- **RECORDS FOR THE TASK**:
⁂

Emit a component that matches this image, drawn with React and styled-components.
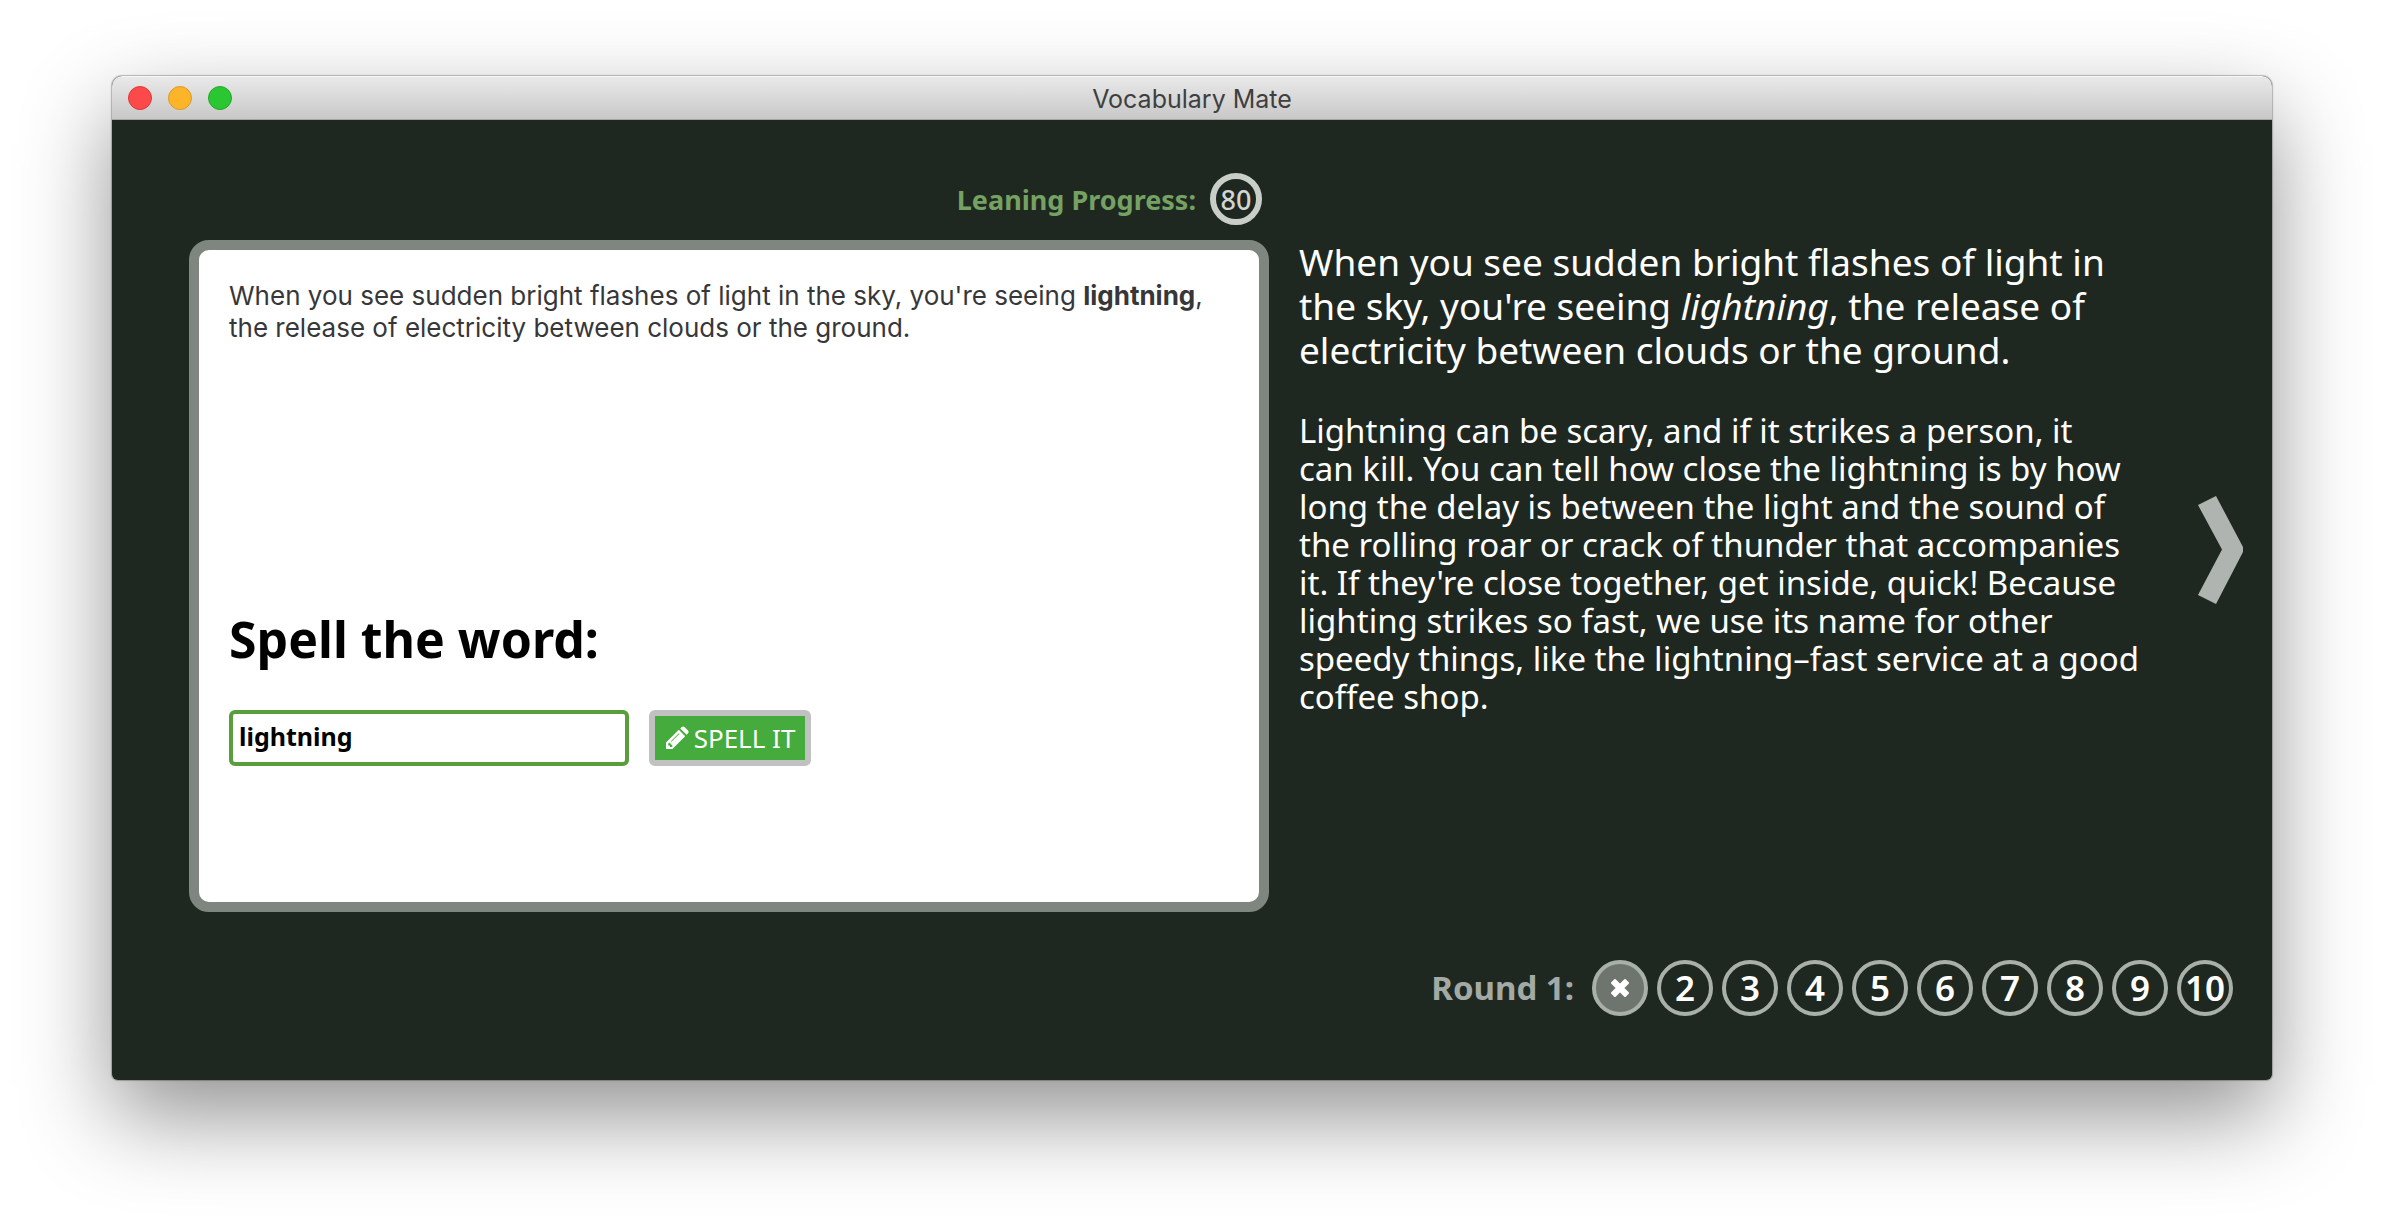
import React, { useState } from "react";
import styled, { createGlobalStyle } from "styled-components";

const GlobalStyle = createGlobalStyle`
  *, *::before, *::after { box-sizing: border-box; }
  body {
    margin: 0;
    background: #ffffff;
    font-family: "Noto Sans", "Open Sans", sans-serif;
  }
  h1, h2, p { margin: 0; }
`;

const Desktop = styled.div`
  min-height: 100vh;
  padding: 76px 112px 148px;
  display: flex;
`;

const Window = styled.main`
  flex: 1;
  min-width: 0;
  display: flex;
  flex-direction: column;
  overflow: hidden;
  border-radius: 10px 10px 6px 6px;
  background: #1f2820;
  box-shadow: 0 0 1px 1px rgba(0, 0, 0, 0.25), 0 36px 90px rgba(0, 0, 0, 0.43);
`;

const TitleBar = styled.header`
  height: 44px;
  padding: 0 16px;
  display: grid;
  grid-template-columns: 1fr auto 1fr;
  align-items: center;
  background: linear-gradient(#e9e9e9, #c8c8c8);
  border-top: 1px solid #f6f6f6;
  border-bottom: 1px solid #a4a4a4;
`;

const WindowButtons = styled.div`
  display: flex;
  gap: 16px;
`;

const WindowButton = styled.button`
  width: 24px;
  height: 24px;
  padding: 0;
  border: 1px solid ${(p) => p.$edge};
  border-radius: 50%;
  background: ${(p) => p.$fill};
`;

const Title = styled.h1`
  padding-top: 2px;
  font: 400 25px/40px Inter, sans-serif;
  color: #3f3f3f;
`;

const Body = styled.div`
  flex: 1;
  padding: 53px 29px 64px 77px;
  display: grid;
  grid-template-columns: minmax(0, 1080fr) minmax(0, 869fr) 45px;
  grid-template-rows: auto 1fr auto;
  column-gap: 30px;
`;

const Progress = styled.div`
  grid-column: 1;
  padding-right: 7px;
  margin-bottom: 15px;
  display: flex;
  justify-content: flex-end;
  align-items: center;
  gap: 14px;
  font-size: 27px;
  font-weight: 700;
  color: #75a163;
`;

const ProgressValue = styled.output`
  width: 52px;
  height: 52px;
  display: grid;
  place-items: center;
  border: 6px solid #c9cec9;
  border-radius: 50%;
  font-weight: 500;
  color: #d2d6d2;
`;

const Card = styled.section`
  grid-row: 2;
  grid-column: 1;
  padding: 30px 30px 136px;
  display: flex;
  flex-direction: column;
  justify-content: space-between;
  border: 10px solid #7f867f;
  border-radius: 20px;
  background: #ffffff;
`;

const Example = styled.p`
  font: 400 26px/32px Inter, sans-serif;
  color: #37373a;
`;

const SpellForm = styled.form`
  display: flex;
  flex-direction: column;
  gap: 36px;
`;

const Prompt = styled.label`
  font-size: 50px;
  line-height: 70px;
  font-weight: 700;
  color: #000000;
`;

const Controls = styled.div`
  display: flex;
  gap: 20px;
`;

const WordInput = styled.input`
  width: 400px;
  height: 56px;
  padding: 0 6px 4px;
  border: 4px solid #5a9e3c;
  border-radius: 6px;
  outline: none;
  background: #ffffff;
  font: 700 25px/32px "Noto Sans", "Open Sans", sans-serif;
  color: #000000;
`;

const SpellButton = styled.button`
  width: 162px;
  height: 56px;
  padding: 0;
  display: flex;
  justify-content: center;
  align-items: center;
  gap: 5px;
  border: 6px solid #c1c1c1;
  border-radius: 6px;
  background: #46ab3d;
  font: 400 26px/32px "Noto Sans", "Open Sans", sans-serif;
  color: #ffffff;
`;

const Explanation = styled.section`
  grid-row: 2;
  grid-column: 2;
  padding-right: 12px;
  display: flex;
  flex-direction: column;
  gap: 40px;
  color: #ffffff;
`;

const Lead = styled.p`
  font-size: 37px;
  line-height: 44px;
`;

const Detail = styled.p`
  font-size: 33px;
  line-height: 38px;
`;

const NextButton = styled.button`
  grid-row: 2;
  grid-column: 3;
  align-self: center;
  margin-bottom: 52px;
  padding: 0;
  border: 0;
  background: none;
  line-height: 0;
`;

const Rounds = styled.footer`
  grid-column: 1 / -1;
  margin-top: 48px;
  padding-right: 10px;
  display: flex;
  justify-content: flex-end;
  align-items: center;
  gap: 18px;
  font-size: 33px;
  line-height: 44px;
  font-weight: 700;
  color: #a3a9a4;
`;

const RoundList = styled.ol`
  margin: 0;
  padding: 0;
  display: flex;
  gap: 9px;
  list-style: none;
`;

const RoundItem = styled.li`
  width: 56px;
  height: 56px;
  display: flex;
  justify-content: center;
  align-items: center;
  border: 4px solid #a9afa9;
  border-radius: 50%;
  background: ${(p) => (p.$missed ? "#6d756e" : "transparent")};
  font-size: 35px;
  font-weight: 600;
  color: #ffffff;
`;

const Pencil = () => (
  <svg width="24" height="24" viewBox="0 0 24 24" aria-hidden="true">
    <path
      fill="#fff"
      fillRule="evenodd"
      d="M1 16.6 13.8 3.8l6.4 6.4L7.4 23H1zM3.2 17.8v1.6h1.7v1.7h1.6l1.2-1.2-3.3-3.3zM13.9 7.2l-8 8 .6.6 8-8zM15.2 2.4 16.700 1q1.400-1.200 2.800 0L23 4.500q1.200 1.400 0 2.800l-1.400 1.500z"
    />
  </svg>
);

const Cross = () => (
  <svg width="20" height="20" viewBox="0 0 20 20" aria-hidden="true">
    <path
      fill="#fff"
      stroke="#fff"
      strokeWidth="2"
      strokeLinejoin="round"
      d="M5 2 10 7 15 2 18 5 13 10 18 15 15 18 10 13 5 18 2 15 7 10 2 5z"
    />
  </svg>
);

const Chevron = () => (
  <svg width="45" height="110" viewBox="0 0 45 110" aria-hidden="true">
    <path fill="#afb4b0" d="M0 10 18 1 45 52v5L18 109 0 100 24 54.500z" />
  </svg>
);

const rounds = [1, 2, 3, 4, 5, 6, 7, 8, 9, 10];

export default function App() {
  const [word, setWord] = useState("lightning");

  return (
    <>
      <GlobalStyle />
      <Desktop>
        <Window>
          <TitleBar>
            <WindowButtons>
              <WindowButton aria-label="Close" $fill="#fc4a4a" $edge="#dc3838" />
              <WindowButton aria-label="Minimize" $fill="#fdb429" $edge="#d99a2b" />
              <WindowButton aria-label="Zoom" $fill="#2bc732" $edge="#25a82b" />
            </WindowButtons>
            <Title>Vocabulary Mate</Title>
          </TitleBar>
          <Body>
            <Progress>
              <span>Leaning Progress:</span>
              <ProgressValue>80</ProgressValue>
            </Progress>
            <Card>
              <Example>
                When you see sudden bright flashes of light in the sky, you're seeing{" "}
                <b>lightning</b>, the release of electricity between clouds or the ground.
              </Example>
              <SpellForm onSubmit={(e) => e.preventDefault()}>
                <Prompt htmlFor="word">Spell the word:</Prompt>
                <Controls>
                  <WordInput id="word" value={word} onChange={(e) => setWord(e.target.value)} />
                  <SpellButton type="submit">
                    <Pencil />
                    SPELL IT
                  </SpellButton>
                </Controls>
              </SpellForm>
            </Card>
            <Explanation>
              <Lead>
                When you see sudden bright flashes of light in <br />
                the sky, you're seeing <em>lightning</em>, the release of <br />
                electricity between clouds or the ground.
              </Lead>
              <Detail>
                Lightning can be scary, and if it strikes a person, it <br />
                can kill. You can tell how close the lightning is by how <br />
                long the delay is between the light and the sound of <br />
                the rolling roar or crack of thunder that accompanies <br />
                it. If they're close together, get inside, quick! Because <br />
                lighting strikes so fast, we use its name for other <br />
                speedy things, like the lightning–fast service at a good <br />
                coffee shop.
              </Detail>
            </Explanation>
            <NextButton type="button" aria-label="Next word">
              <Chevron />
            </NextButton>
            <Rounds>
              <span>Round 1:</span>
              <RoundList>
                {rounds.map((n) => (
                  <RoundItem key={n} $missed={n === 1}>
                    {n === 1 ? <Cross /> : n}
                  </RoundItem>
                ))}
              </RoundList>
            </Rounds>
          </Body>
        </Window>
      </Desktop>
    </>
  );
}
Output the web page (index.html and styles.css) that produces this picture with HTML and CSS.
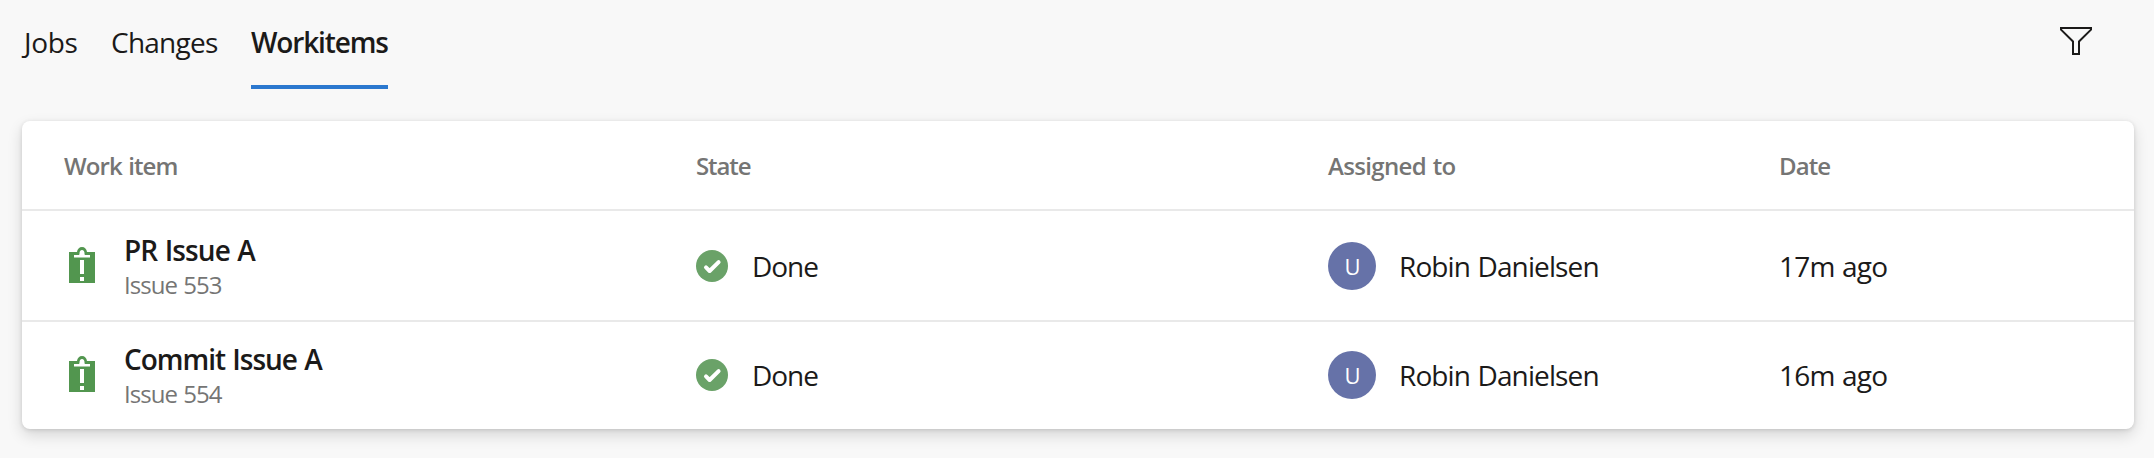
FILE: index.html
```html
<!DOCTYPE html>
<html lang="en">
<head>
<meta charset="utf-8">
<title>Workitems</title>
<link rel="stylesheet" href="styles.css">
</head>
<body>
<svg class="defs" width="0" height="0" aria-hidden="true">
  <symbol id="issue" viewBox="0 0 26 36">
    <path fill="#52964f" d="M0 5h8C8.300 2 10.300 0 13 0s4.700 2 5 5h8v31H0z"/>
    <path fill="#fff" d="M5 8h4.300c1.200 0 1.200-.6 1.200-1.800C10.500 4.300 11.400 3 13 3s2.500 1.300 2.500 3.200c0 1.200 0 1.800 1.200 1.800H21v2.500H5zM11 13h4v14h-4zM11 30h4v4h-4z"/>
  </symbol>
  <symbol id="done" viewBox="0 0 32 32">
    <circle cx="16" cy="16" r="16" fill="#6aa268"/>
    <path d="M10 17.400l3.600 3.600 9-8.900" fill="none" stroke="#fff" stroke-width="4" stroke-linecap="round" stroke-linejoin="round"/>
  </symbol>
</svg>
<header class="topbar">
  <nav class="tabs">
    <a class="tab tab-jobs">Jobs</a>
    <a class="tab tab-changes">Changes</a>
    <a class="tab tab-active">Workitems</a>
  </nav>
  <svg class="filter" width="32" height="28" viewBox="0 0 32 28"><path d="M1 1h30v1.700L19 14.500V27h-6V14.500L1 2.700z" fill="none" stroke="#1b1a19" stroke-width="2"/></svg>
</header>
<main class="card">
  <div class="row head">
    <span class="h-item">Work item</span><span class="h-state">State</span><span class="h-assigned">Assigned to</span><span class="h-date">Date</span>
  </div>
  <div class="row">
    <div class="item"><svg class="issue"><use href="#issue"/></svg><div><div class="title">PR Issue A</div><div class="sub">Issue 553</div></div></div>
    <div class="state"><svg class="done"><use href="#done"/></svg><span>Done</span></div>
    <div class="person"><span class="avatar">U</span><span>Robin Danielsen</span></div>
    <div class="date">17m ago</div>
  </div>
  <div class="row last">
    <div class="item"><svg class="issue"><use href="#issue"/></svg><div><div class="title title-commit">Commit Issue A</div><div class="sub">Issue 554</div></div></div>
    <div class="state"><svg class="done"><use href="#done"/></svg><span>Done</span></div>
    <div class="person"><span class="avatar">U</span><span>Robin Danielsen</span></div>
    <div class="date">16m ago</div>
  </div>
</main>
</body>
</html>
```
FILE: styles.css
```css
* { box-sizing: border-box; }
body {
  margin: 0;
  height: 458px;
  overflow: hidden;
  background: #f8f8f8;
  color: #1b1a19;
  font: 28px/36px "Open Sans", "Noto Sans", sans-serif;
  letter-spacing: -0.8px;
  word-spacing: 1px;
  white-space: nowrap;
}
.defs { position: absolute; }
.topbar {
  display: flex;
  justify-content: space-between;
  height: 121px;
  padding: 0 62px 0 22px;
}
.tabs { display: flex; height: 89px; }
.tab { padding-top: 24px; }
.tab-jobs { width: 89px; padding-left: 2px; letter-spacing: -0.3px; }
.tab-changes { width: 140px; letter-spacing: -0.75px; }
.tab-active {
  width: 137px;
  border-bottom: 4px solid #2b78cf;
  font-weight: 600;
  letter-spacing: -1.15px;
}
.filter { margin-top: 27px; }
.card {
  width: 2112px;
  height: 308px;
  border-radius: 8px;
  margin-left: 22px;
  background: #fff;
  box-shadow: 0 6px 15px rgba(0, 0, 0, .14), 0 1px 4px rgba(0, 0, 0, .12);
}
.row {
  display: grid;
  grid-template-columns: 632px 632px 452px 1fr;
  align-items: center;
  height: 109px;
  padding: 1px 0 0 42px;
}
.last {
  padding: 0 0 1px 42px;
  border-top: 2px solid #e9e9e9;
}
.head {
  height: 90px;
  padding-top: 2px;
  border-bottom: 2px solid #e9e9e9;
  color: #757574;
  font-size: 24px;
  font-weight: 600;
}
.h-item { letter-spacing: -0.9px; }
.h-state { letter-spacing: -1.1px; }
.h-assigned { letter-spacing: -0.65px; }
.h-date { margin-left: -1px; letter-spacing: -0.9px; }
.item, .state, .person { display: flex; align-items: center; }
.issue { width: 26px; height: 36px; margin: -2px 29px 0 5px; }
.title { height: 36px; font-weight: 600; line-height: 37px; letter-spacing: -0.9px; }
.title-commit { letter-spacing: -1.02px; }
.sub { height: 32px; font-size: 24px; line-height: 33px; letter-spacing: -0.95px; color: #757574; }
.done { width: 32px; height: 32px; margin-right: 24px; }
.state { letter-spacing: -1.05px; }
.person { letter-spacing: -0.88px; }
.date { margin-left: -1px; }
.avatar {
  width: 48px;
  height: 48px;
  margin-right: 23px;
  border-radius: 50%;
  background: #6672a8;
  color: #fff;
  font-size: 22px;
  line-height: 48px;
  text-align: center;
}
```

⁂

Of the lines in the listing, how many hold the word "index"? Nothing but the number is needed.

- **THE ANSWER**: 2